There's nothing in the language which says a will be on the stack. The compiler is entitled to put it wherever it wants; and in particular, if it does not need to put it anywhere, it doesn't have to.

The variable a is never used after you put 5 into it, so a decent optimizer would throw that line away entirely.

However, in your particular case, it looks to me like a really is on the stack. It's at -8 bytes off the frame pointer in %rbp. Which is to say, the address of a is -8(%rbp), or "the value in register rbp, minus 8", which is pretty near the top of the stack.

To get more detailed. The stack exists in memory. Let's assume stacks grow downwards in memory (this is conventional) so that the "top" of the stack grows towards smaller addresses. There is a "stack pointer" that points to the top of the stack, ie, the address of the last thing added to the stack (I'm speaking in generalities here).
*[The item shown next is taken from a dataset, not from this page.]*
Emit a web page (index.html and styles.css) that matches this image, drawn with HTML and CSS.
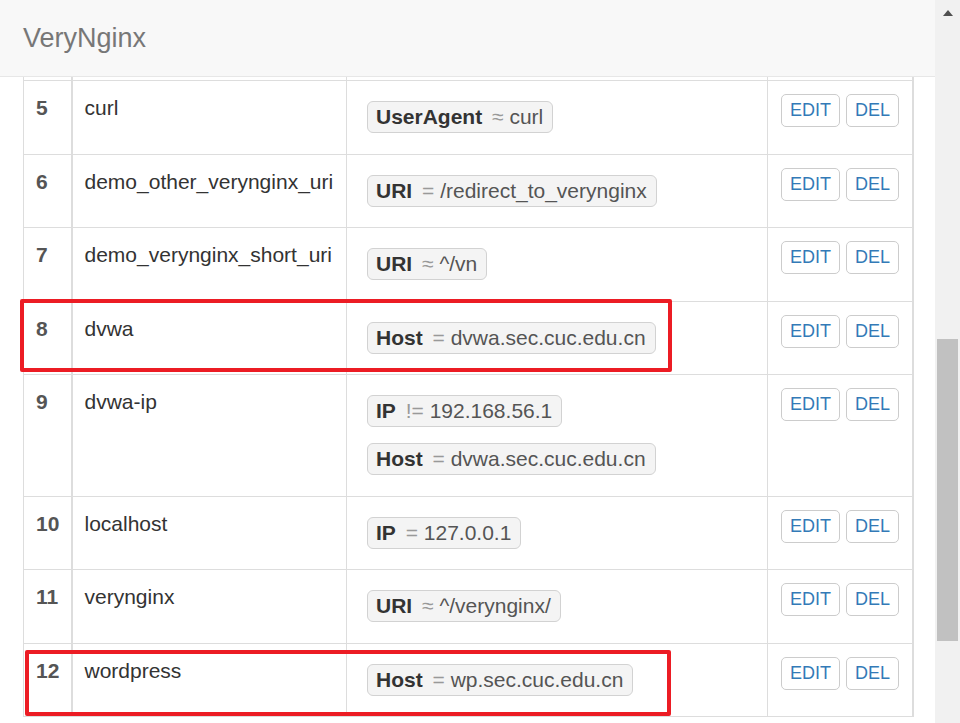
FILE: index.html
```html
<!DOCTYPE html>
<html lang="en">
<head>
<meta charset="utf-8">
<title>VeryNginx</title>
<link rel="stylesheet" href="styles.css">
</head>
<body>
<div class="page">
  <header class="navbar">
    <span class="brand">VeryNginx</span>
  </header>
  <table class="matchers">
    <colgroup>
      <col class="c-num"><col class="c-name"><col class="c-rule"><col class="c-act">
    </colgroup>
    <tbody>
      <tr class="peek"><td></td><td></td><td></td><td></td></tr>
      <tr>
        <td class="num">5</td>
        <td class="name">curl</td>
        <td><div class="rules"><span class="badge"><span class="key">UserAgent</span> <span class="op">≈</span> <span class="val">curl</span></span></div></td>
        <td><div class="acts"><button class="btn">EDIT</button><button class="btn">DEL</button></div></td>
      </tr>
      <tr>
        <td class="num">6</td>
        <td class="name">demo_other_verynginx_uri</td>
        <td><div class="rules"><span class="badge"><span class="key">URI</span> <span class="op">=</span> <span class="val">/redirect_to_verynginx</span></span></div></td>
        <td><div class="acts"><button class="btn">EDIT</button><button class="btn">DEL</button></div></td>
      </tr>
      <tr>
        <td class="num">7</td>
        <td class="name">demo_verynginx_short_uri</td>
        <td><div class="rules"><span class="badge"><span class="key">URI</span> <span class="op">≈</span> <span class="val">^/vn</span></span></div></td>
        <td><div class="acts"><button class="btn">EDIT</button><button class="btn">DEL</button></div></td>
      </tr>
      <tr>
        <td class="num">8</td>
        <td class="name">dvwa</td>
        <td><div class="rules"><span class="badge"><span class="key">Host</span> <span class="op">=</span> <span class="val">dvwa.sec.cuc.edu.cn</span></span></div></td>
        <td><div class="acts"><button class="btn">EDIT</button><button class="btn">DEL</button></div></td>
      </tr>
      <tr>
        <td class="num">9</td>
        <td class="name">dvwa-ip</td>
        <td><div class="rules"><span class="badge"><span class="key">IP</span> <span class="op">!=</span> <span class="val">192.168.56.1</span></span><span class="badge"><span class="key">Host</span> <span class="op">=</span> <span class="val">dvwa.sec.cuc.edu.cn</span></span></div></td>
        <td><div class="acts"><button class="btn">EDIT</button><button class="btn">DEL</button></div></td>
      </tr>
      <tr>
        <td class="num">10</td>
        <td class="name">localhost</td>
        <td><div class="rules"><span class="badge"><span class="key">IP</span> <span class="op">=</span> <span class="val">127.0.0.1</span></span></div></td>
        <td><div class="acts"><button class="btn">EDIT</button><button class="btn">DEL</button></div></td>
      </tr>
      <tr>
        <td class="num">11</td>
        <td class="name">verynginx</td>
        <td><div class="rules"><span class="badge"><span class="key">URI</span> <span class="op">≈</span> <span class="val">^/verynginx/</span></span></div></td>
        <td><div class="acts"><button class="btn">EDIT</button><button class="btn">DEL</button></div></td>
      </tr>
      <tr>
        <td class="num">12</td>
        <td class="name">wordpress</td>
        <td><div class="rules"><span class="badge"><span class="key">Host</span> <span class="op">=</span> <span class="val">wp.sec.cuc.edu.cn</span></span></div></td>
        <td><div class="acts"><button class="btn">EDIT</button><button class="btn">DEL</button></div></td>
      </tr>
    </tbody>
  </table>
  <div class="mark mark-dvwa"></div>
  <div class="mark mark-wp"></div>
</div>
<div class="scrollbar">
  <div class="arrow-zone"><span class="arrow-up"></span></div>
  <div class="thumb"></div>
</div>
</body>
</html>
```

FILE: styles.css
```css
html, body {
  margin: 0;
  padding: 0;
  height: 723px;
  overflow: hidden;
}

body {
  display: flex;
  font-family: "Liberation Sans", Arial, sans-serif;
  font-size: 21px;
  color: #333;
  background: #fff;
}

.page {
  position: relative;
  width: 935px;
  height: 723px;
  overflow: hidden;
  flex: none;
}

.navbar {
  height: 76px;
  background: #f8f8f8;
  border-bottom: 1px solid #e7e7e7;
  padding-left: 23px;
  display: flex;
  align-items: center;
}

.brand {
  font-size: 27px;
  line-height: 30px;
  color: #777;
}

.matchers {
  margin-left: 23px;
  width: 889px;
  border-collapse: collapse;
  table-layout: fixed;
  border-right: 2px solid #ddd;
}

.c-num { width: 48px; }
.c-name { width: 275px; }
.c-rule { width: 421px; }
.c-act { width: 145px; }

.matchers td {
  border: 1px solid #ddd;
  padding: 12px 12px 12.5px;
  vertical-align: top;
  line-height: 30px;
}

.matchers td:first-child {
  border-right-width: 2px;
}

.matchers tr.peek td {
  border-top: none;
  padding: 0;
  height: 3px;
  line-height: 0;
}

.num {
  font-weight: bold;
  color: #555;
}

.name {
  color: #333;
}

.rules {
  display: flex;
  flex-direction: column;
  align-items: flex-start;
  gap: 16px;
  padding: 8px 0 8px 8px;
}

.badge {
  display: inline-block;
  height: 30px;
  line-height: 30px;
  padding: 0 9px 0 8px;
  background: #f4f4f4;
  border: 1px solid #d2d2d2;
  border-radius: 6px;
  white-space: nowrap;
}

.key {
  font-weight: bold;
  color: #333;
  margin-right: 4px;
}

.op {
  color: #999;
}

.val {
  color: #555;
}

.acts {
  display: flex;
  gap: 6px;
  padding-top: 1px;
  padding-left: 1px;
}

.btn {
  height: 33px;
  padding: 0 8px;
  font-family: "Liberation Sans", Arial, sans-serif;
  font-size: 18px;
  line-height: 31px;
  color: #337ab7;
  background: #fff;
  border: 1px solid #ccc;
  border-radius: 5px;
}

.mark {
  position: absolute;
  border: 4px solid #ec1c24;
  border-radius: 2px;
  box-sizing: border-box;
  pointer-events: none;
}

.mark-dvwa {
  left: 20px;
  top: 299px;
  width: 652px;
  height: 73px;
}

.mark-wp {
  left: 25px;
  top: 650px;
  width: 646px;
  height: 66px;
}

.scrollbar {
  width: 25px;
  height: 723px;
  background: #f1f1f1;
  flex: none;
  display: flex;
  flex-direction: column;
  align-items: center;
}

.arrow-zone {
  height: 25px;
  width: 25px;
  display: flex;
  justify-content: center;
  padding-top: 10px;
  box-sizing: border-box;
}

.arrow-up {
  width: 0;
  height: 0;
  border-left: 5.5px solid transparent;
  border-right: 5.5px solid transparent;
  border-bottom: 6px solid #505050;
}

.thumb {
  width: 21px;
  height: 302px;
  margin-top: 314px;
  background: #c1c1c1;
}
```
To allocate N bytes of stack space, all that is necessary is to subtract N from the stack pointer. The generated code usually does this in one instruction, since it knows the total space needed for the function being entered. To deallocate that space, the code can either (a) add N, or (b) restore the pre-subtraction value of the stack pointer, which it had saved somewhere. The choice is really defined finer details of how the compiler system wants to manage the stack.

There are auxiliary registers that might be employed in stack management. A common one is to have a "frame pointer", which is the role that %rbp is filling here.